L’axe statistique met en évidence une multitude de paramètres insuffisamment croisés et dont la valeur informative est sous-exploitée : niveau de satisfaction, engagement, qualité de vie au travail, santé mentale, taux de démissions ou d’absentéisme, fréquence des accidents ou maladies professionnelles, récurrence des burn-out. Trop souvent sous-estimées par les décideurs, ces données constituent pourtant des signaux essentiels pour anticiper vulnérabilités, fragilités ou pertes de sens.

Enfin, l’axe épistémique concerne les modèles d’interprétation appliqués à ces données. Un même taux d’absentéisme peut être lu comme un indicateur RH neutre, comme un symptôme de désorganisation ou comme le signe d’une aliénation profonde, selon la grille de lecture mobilisée. Philosophie, sociologie ou psychologie offrent chacune des cadres qui éclairent différemment la réalité.

Donner sens au travail suppose donc non seulement de collecter des données, mais surtout de choisir et d’assumer les modèles d’analyse qui transforment l’information brute en connaissance utile.
 

L’approche cindynique dégage une conclusion forte

Le sens du travail repose sur l’équilibre entre ces cinq dimensions.
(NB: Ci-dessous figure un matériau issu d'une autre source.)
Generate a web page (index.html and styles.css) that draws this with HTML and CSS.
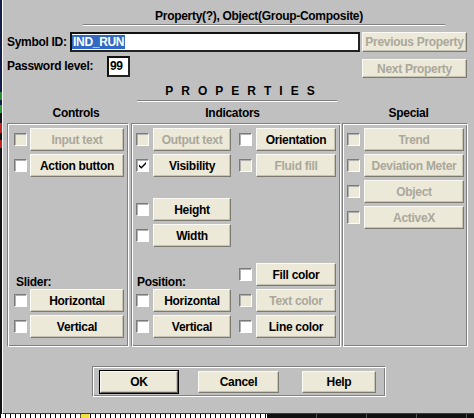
FILE: index.html
```html
<!DOCTYPE html>
<html>
<head>
<meta charset="utf-8">
<link rel="stylesheet" href="styles.css">
</head>
<body>
<div class="screen">
  <div class="edge"></div>
  <div class="dialog">
    <div class="title">Property(?), Object(Group-Composite)</div>

    <div class="row row1">
      <span class="lbl">Symbol ID:</span>
      <div class="field idfield"><span class="sel">IND_RUN</span></div>
      <button class="btn dis nav">Previous Property</button>
    </div>
    <div class="row row2">
      <span class="lbl">Password level:</span>
      <div class="field pwfield">99</div>
      <button class="btn dis nav next">Next Property</button>
    </div>

    <div class="props">PROPERTIES</div>

    <div class="heads">
      <div class="h h1">Controls</div>
      <div class="h h2">Indicators</div>
      <div class="h h3">Special</div>
    </div>

    <div class="panels">
      <div class="panel controls">
        <div class="item"><span class="cb dis"></span><button class="btn dis">Input text</button></div>
        <div class="item"><span class="cb"></span><button class="btn">Action button</button></div>
        <div class="sub">Slider:</div>
        <div class="item"><span class="cb"></span><button class="btn">Horizontal</button></div>
        <div class="item"><span class="cb"></span><button class="btn">Vertical</button></div>
      </div>

      <div class="panel indicators">
        <div class="col col1">
          <div class="item"><span class="cb dis"></span><button class="btn dis">Output text</button></div>
          <div class="item"><span class="cb"><svg width="11" height="11" viewBox="0 0 11 11"><path d="M2 4.5 L4.3 6.8 L9 2 L9 4 L4.3 8.8 L2 6.5 Z" fill="#000"/></svg></span><button class="btn">Visibility</button></div>
          <div class="item gapped"><span class="cb"></span><button class="btn">Height</button></div>
          <div class="item"><span class="cb"></span><button class="btn">Width</button></div>
          <div class="sub">Position:</div>
          <div class="item"><span class="cb"></span><button class="btn">Horizontal</button></div>
          <div class="item"><span class="cb"></span><button class="btn">Vertical</button></div>
        </div>
        <div class="col col2">
          <div class="item"><span class="cb"></span><button class="btn">Orientation</button></div>
          <div class="item"><span class="cb dis"></span><button class="btn dis">Fluid fill</button></div>
          <div class="item push"><span class="cb"></span><button class="btn">Fill color</button></div>
          <div class="item"><span class="cb dis"></span><button class="btn dis">Text color</button></div>
          <div class="item"><span class="cb"></span><button class="btn">Line color</button></div>
        </div>
      </div>

      <div class="panel special">
        <div class="item"><span class="cb dis"></span><button class="btn dis">Trend</button></div>
        <div class="item"><span class="cb dis"></span><button class="btn dis">Deviation Meter</button></div>
        <div class="item"><span class="cb dis"></span><button class="btn dis">Object</button></div>
        <div class="item"><span class="cb dis"></span><button class="btn dis">ActiveX</button></div>
      </div>
    </div>

    <div class="footer">
      <button class="btn ok">OK</button>
      <button class="btn cancel">Cancel</button>
      <button class="btn help">Help</button>
    </div>
  </div>
</div>
<div class="strip">
  <div class="strip-left"></div>
  <div class="strip-right"></div>
</div>
</body>
</html>
```

FILE: styles.css
```css
* { box-sizing: border-box; margin: 0; padding: 0; }

html, body {
  width: 474px;
  height: 418px;
  overflow: hidden;
}

body {
  background: #1a1a1a;
  font-family: "Liberation Sans", Arial, sans-serif;
  font-weight: bold;
  font-size: 12px;
  letter-spacing: -0.3px;
  color: #000;
}

.screen {
  display: flex;
  height: 414px;
}

.edge {
  width: 2px;
  background: linear-gradient(to bottom,
    #14204a 0, #14204a 92px,
    #2a8a3a 92px, #2a8a3a 100px,
    #14204a 100px, #14204a 105px,
    #2a9a3a 105px, #2a9a3a 113px,
    #141414 113px, #141414 123px,
    #c02020 123px, #c02020 133px,
    #141414 133px, #141414 140px,
    #c02020 140px, #c02020 148px,
    #141414 148px);
}

.dialog {
  flex: 1;
  background: #c0c0c0;
  border-left: 1px solid #fff;
  border-bottom: 1px solid #3a3a3a;
  display: flex;
  flex-direction: column;
}

/* title */
.title {
  margin-left: 80px;
  width: 362px;
  padding-top: 9px;
  padding-bottom: 1px;
  padding-right: 10px;
  line-height: 14px;
  text-align: center;
  border-bottom: 1px solid #808080;
  box-shadow: 0 1px 0 #fff;
}

/* rows */
.row {
  display: flex;
  margin-left: 4px;
}
.lbl { line-height: 14px; white-space: nowrap; }

.row1 {
  margin-top: 7px;
  height: 20px;
  align-items: center;
}
.row1 .lbl { width: 63px; }

.row2 {
  margin-top: 4px;
  height: 22px;
  align-items: flex-start;
}
.row2 .lbl { width: 100px; line-height: 21px; }

.field {
  background: #fff;
  border: 2px solid #111;
  border-right-color: #222;
  border-bottom-color: #222;
}
.idfield {
  width: 290px;
  height: 20px;
  display: flex;
  align-items: center;
}
.sel {
  background: #316ac5;
  color: #fff;
  line-height: 14px;
  padding: 0 1px;
}
.pwfield {
  width: 23px;
  height: 21px;
  line-height: 17px;
  padding-left: 1px;
}

/* buttons */
.btn {
  font: inherit;
  letter-spacing: inherit;
  color: #000;
  background: #ece9d8;
  border: 1px solid;
  border-color: #fbfaf4 #7c7a70 #7c7a70 #fbfaf4;
  box-shadow: inset -1px -1px 0 #c8c4b4;
  height: 23px;
  display: flex;
  align-items: center;
  justify-content: center;
  white-space: nowrap;
  cursor: default;
}
.btn.dis { color: #aaa79b; }

.nav { margin-left: 2px; width: 105px; height: 20px; }
.row2 .nav { margin-left: 232px; margin-top: 3px; height: 19px; }

/* properties heading */
.props {
  margin-left: 134px;
  margin-top: 6px;
  width: 200px;
  padding-left: 14px;
  padding-bottom: 2px;
  line-height: 14px;
  text-align: center;
  letter-spacing: 8px;
  border-bottom: 1px solid #808080;
  box-shadow: 0 1px 0 #fff;
}

.heads {
  display: flex;
  margin-left: 4px;
  margin-top: 5px;
  line-height: 14px;
}
.h { text-align: center; }
.h1 { width: 122px; padding-left: 16px; }
.h2 { width: 210px; margin-left: 2px; padding-right: 7px; }
.h3 { width: 126px; margin-left: 1px; padding-left: 7px; }

/* panels */
.panels {
  display: flex;
  margin-left: 4px;
  margin-top: 3px;
  height: 224px;
}
.panel {
  border: 1px solid;
  border-color: #808080 #fff #fff #808080;
  box-shadow: inset 1px 1px 0 #fff, inset -1px -1px 0 #808080;
  display: flex;
  flex-direction: column;
}

.item {
  display: flex;
  align-items: center;
  height: 23px;
}
.item + .item { margin-top: 3px; }

.cb {
  width: 13px;
  height: 13px;
  flex: none;
  background: #fff;
  border: 1px solid;
  border-color: #7a7a7a #fff #fff #7a7a7a;
  box-shadow: inset 1px 1px 0 #b0b0b0;
  display: flex;
  align-items: center;
  justify-content: center;
}
.cb.dis { background: #ece9d8; }
.cb svg { display: block; }

.sub {
  margin-top: auto;
  line-height: 14px;
}

.controls {
  width: 122px;
  padding: 4px 0 8px 6px;
}
.controls .cb { margin-right: 3px; }
.controls .btn { width: 94px; }
.controls .sub { padding-left: 2px; }

.indicators {
  width: 210px;
  margin-left: 2px;
  flex-direction: row;
  padding: 4px 0 8px 0;
}
.col {
  display: flex;
  flex-direction: column;
}
.col1 { width: 103px; padding-left: 4px; }
.col1 .btn { width: 78px; }
.col1 .sub { padding-left: 1px; }
.col2 { padding-left: 4px; }
.col2 .btn { width: 80px; }
.indicators .cb { margin-right: 4px; }
.item.gapped { margin-top: 21px; }
.item.push { margin-top: auto; }

.special {
  width: 126px;
  margin-left: 1px;
  padding: 4px 0 0 4px;
}
.special .cb { margin-right: 4px; }
.special .btn { width: 100px; }

/* footer */
.footer {
  margin-top: 19px;
  margin-left: 89px;
  width: 294px;
  height: 31px;
  border: 1px solid;
  border-color: #808080 #fff #fff #808080;
  box-shadow: inset 1px 1px 0 #fff, inset -1px -1px 0 #808080;
  display: flex;
  align-items: flex-start;
  padding: 4px 0 0 7px;
}
.footer .btn { height: 22px; }
.ok {
  width: 78px;
  outline: 1px solid #000;
  outline-offset: 0;
  border-color: #fbfaf4 #5a5850 #5a5850 #fbfaf4;
}
.cancel { width: 81px; margin-left: 20px; }
.help { width: 74px; margin-left: 23px; }

/* bottom strip */
.strip {
  display: flex;
  height: 4px;
}
.strip-left {
  width: 267px;
  background:
    radial-gradient(circle at 85px 2px, #f0e040 0, #f0e040 4px, transparent 5px),
    repeating-linear-gradient(to right, #000 0, #000 1px, #fff 1px, #fff 5px);
}
.strip-right {
  flex: 1;
  background:
    repeating-linear-gradient(to right, #111 0, #111 49px, #555 49px, #555 50px);
}
```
Lorsque les valeurs sont bafouées, les règles absurdes, les finalités floues, les signaux de souffrance ignorés (pour soi-même ou pour ses salariés) ou les modèles d’interprétation absents, le travail devient source d’usure et de désengagement que l’on soit entrepreneur, dirigeant ou salarié.

À l’inverse, lorsqu’il est pensé dans toutes ses dimensions – valeurs partagées, normes comprises et intégrées, finalités claires, recueil intelligent des données et mobilisation des modèles interprétatifs adéquats – il redevient un levier de réalisation personnelle, de productivité pertinente, de santé et de qualité de vie au travail et de cohésion sociale/sociétale.

Dans une société où la perte de sens se diffuse dans toutes les sphères, les entreprises comme les institutions ne peuvent se satisfaire d’approches simplistes.

Ce n’est pas une question accessoire mais un enjeu stratégique : une organisation qui redonne du sens ne produit pas seulement du profit, elle consolide son capital humain, son utilité sociale et sociétale, sa résilience et donc, in fine, sa pérennité.